The storage is charged during the period from May to October, leveraging surplus electricity primarily generated by increased solar power production. During this time of the year, surplus electricity is evident during both night-time and mid-day hours. Therefore, the storage is charged during these hours. A MW-scale electric water heater is employed for the charging process. The storage temperature at the end of the charging period varies from 46 to 88°C, depending on the mode, which is based on preferred coefficient of performance (COP) of the heat pump. The average (seasonal) COP ranges from 3 to 5 for different operational modes of the system.
The discharge of heat from PTES takes place through two approaches: one entails direct heat exchange with the district heating network when the storage temperature is sufficiently high, while the other employs a heat pump to raise the water temperature to the necessary level. The discharge process is initiated solely in instances of increased heat demand. The seasonal efficiency of PTES is 70% to 80%.
Another scenario that was contemplated for seasonal thermal energy storage involves utilizing heat from solar thermal collectors. To achieve an equivalent thermal energy output for district heating, a total of 41,500 m2 of solar collectors is required. While more complex with a greater number of system elements and considerably higher capital expenditure, this system is less dependent on electricity market prices. Several solar district heating projects incorporating seasonal thermal energy storage have been implemented in Denmark and Germany. The heating prices ranged from 37 to 88 €/MWh, depending on the interest rates and availability of investment subsidies. In Denmark, each municipality provides loan guarantees for renewable district heat projects, mitigating the risk associated with long-term investments. This makes it possible to secure an exceptionally low interest rate ranging from 0% to 3% for a long duration, like 25 years.

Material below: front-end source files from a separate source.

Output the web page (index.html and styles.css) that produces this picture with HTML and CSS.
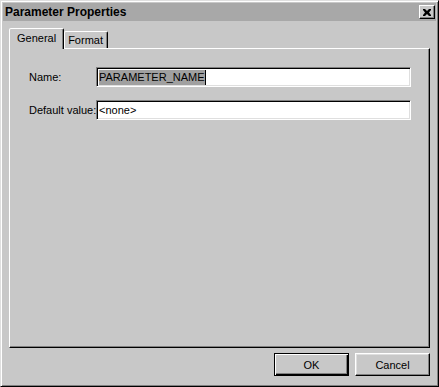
FILE: index.html
```html
<!DOCTYPE html>
<html lang="en">
<head>
    <meta charset="UTF-8">
    <link rel="stylesheet" href="styles.css">
    <title>Parameter Properties</title>
</head>
<body>
    <div class="window">
        <!-- title bar -->
        <div class="titlebar">
            <span class="title">Parameter Properties</span>
            <div class="close">
                <svg width="8" height="7" viewBox="0 0 8 7">
                    <path d="M0 0h2l2 2 2-2h2v1l-2 2.5 2 2.5v1h-2l-2-2-2 2h-2v-1l2-2.5-2-2.5z" fill="#000"/>
                </svg>
            </div>
        </div>

        <div class="content">
            <!-- tabs -->
            <div class="tabs">
                <div class="tab active">General</div>
                <div class="tab">Format</div>
            </div>

            <div class="panel">
                <div class="form">
                    <label class="lbl">Name:</label>
                    <div class="field"><span class="sel">PARAMETER_NAME</span><span class="caret"></span></div>
                    <label class="lbl">Default value:</label>
                    <div class="field">&lt;none&gt;</div>
                </div>
            </div>

            <div class="buttons">
                <div class="btn default"><span>OK</span></div>
                <div class="btn"><span>Cancel</span></div>
            </div>
        </div>
    </div>
</body>
</html>
```

FILE: styles.css
```css
body {
    margin: 0;
    font-family: "Liberation Sans", Arial, sans-serif;
    font-size: 11px;
    color: #000;
}
.window {
    width: 439px;
    height: 387px;
    box-sizing: border-box;
    padding: 2px;
    background-color: #c8c8c8;
    border: 1px solid;
    border-color: #dfdfdf #000 #000 #dfdfdf;
    box-shadow: inset 1px 1px #fff, inset -1px -1px #808080;
    display: flex;
    flex-direction: column;
}
.titlebar {
    height: 18px;
    background-color: #a8a8a8;
    display: flex;
    align-items: center;
    justify-content: space-between;
    padding: 0 1px 0 2px;
}
.title {
    font-weight: bold;
    font-size: 12px;
}
.close {
    width: 16px;
    height: 14px;
    box-sizing: border-box;
    background-color: #c8c8c8;
    border: 1px solid;
    border-color: #fff #000 #000 #fff;
    box-shadow: inset -1px -1px #808080;
    display: flex;
    align-items: center;
    justify-content: center;
}
.content {
    flex: 1;
    display: flex;
    flex-direction: column;
    padding: 7px 6px 0 6px;
}
.tabs {
    height: 20px;
    display: flex;
    align-items: flex-end;
}
.tab {
    height: 17px;
    box-sizing: border-box;
    padding: 1px 4px 0 3px;
    border: 1px solid;
    border-bottom: none;
    border-color: #fff #000 transparent #fff;
    border-radius: 2px 2px 0 0;
    box-shadow: inset -1px 0 #808080;
    line-height: 14px;
}
.tab.active {
    height: 21px;
    margin-bottom: -1px;
    padding: 2px 7px 0 7px;
    background-color: #c8c8c8;
    position: relative;
    z-index: 1;
}
.panel {
    flex: 1;
    border: 1px solid;
    border-color: #fff #000 #000 #fff;
    box-shadow: inset -1px -1px #808080;
    padding: 18px 18px 0 19px;
}
.form {
    display: grid;
    grid-template-columns: 67px 1fr;
    row-gap: 13px;
    align-items: center;
}
.lbl {
    white-space: nowrap;
}
.field {
    height: 20px;
    box-sizing: border-box;
    background-color: #fff;
    border: 1px solid;
    border-color: #808080 #fff #fff #808080;
    box-shadow: inset 1px 1px #000, inset -1px -1px #dfdfdf;
    padding: 2px 0 0 2px;
    line-height: 15px;
    display: flex;
    align-items: flex-start;
}
.sel {
    background-color: #a0a0a0;
}
.caret {
    width: 1px;
    height: 15px;
    background-color: #000;
}
.buttons {
    display: flex;
    justify-content: flex-end;
    gap: 6px;
    margin: 5px 0 8px 0;
}
.btn {
    width: 75px;
    height: 23px;
    box-sizing: border-box;
    border: 1px solid;
    border-color: #fff #000 #000 #fff;
    box-shadow: inset -1px -1px #808080, inset 1px 1px #dfdfdf;
    display: flex;
    align-items: center;
    justify-content: center;
}
.btn.default {
    border: 1px solid #000;
    box-shadow: inset 1px 1px #fff, inset -1px -1px #000, inset -2px -2px #808080;
}
```
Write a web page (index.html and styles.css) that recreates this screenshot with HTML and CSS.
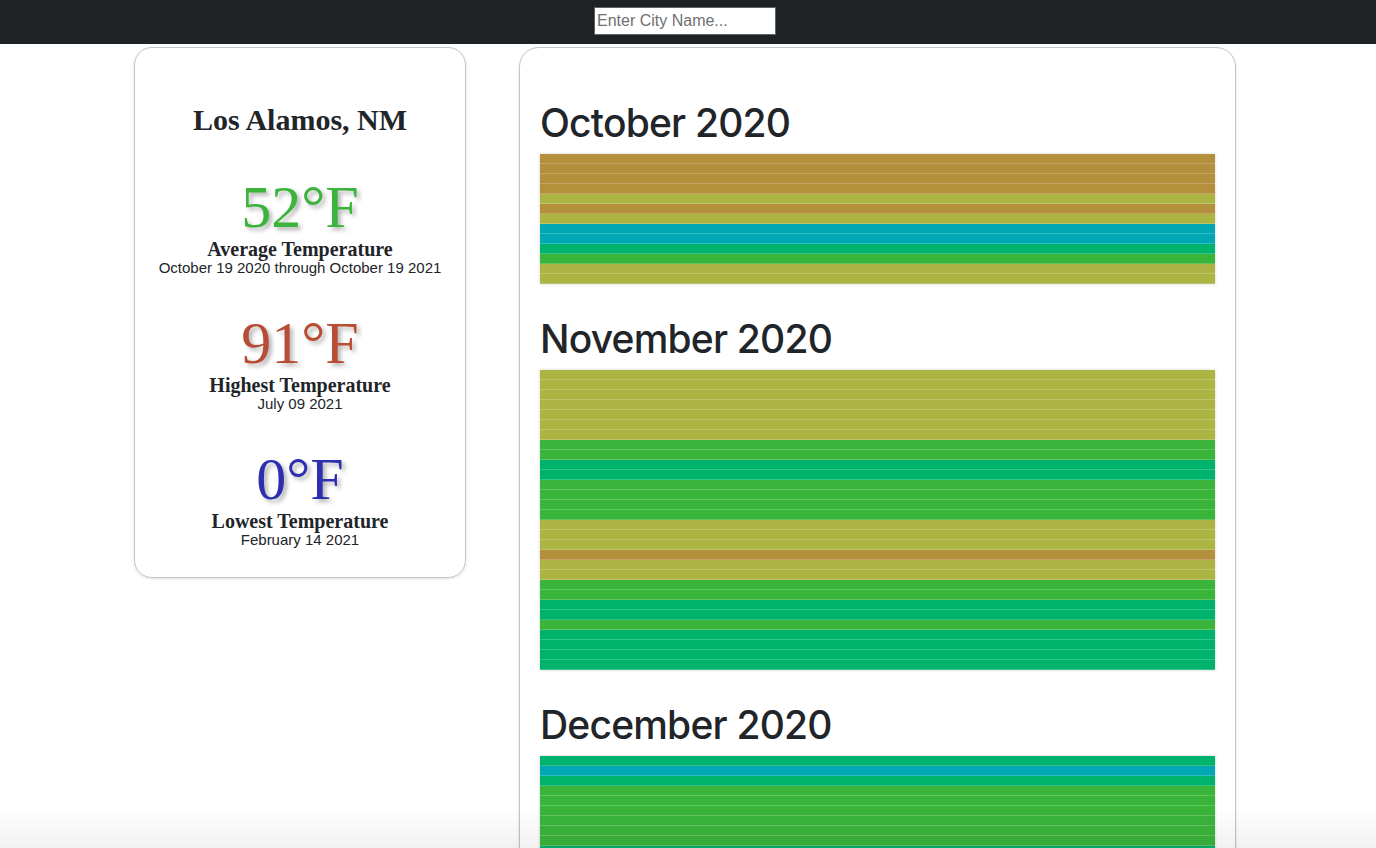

In the scenario of diurnal system operation, two modes were considered: addressing 5% to 17% of total heat demand peaks and 100% of peaks. The diurnal system enables the coverage of 100% of demand peaks as it can recharge daily, eliminating the necessity for a large storage volume. Utilizing tank thermal energy storage (TTES) is cost-effective for volumes of up to 10,000 m3. For this study, a tank with a volume of 3,700 m3 was chosen to address up to 17% of peak heat demand.
The charging and discharging process is analogous to seasonal operation, with the only difference being that the storage facility is charged during the night when electricity prices are typically lower in winter. Simultaneously, it is discharged when there is the highest heat demand in the centralized heating supply system.
To address 100% of peak demand, the previously mentioned PTES technology with a volume of 21,500 m3 has been chosen. The system operates identically, the only distinction lies in the scale of each component, as well as power consumption and output.
Initiatives associated with heating using renewable energy sources receive subsidies from funds like the EU's Innovation Fund and Modernisation Fund. Funding for the projects can cover over half of the capital expenditures.
Considering capital and operational expenditures, a 4% interest rate and a project lifetime of 25 years, levelized cost of heat (LCOH) was calculated. The seasonal thermal energy storage scenario, which relies on surplus electricity in summer for charging, faces limited competitiveness compared to heat supplied by other independent providers, where the LCOH is predominantly influenced by biofuel prices. In 2023, the cost of heat in Vilnius was around 50 €/MWh. The competitiveness of the LCOH is evident only when factoring in a 60% subsidy for capital expenditures (CAPEX) and the average price of electricity in charging and discharging periods is significantly lower than those observed in 2023. In the case of heat generated by solar thermal collectors, the LCOH is more susceptible to subsidies due to higher CAPEX of the system. Hence, the heat cost, without factoring in the subsidy, exceeds a competitive range.
The diurnal systems are more economically feasible, with the CAPEX having a less pronounced impact on the LCOH. The drawback of the diurnal systems is that they produce the most of heat during the winter when electricity price is usually higher, primarily due to increased demand and the absence of solar generation.
The LCOH for the studied systems is significantly more competitive when compared to the cost of heat produced by gas-fired boilers that are currently covering demand peaks.
The potential of providing services such as manual or automatic frequency restoration reserves (mFRR/aFRR), or flexibility services could improve the economic viability of such P2H projects. However, this has not been analysed in the scope of this study.
The appeal of renewable district heat projects can be enhanced by innovative solar thermal, heat pump and energy storage technologies, along with the next generation low-temperature district heating systems with supply temperatures of between 50°C and 70°C. This temperature range is significantly lower than the 70°C to 120°C used in conventional district heating systems, such as here in Lithuania. This reduction of temperatures allows to minimize heat losses and enables the use of low-grade heat renewable sources, such as surplus renewable electricity (P2H) and solar thermal energy.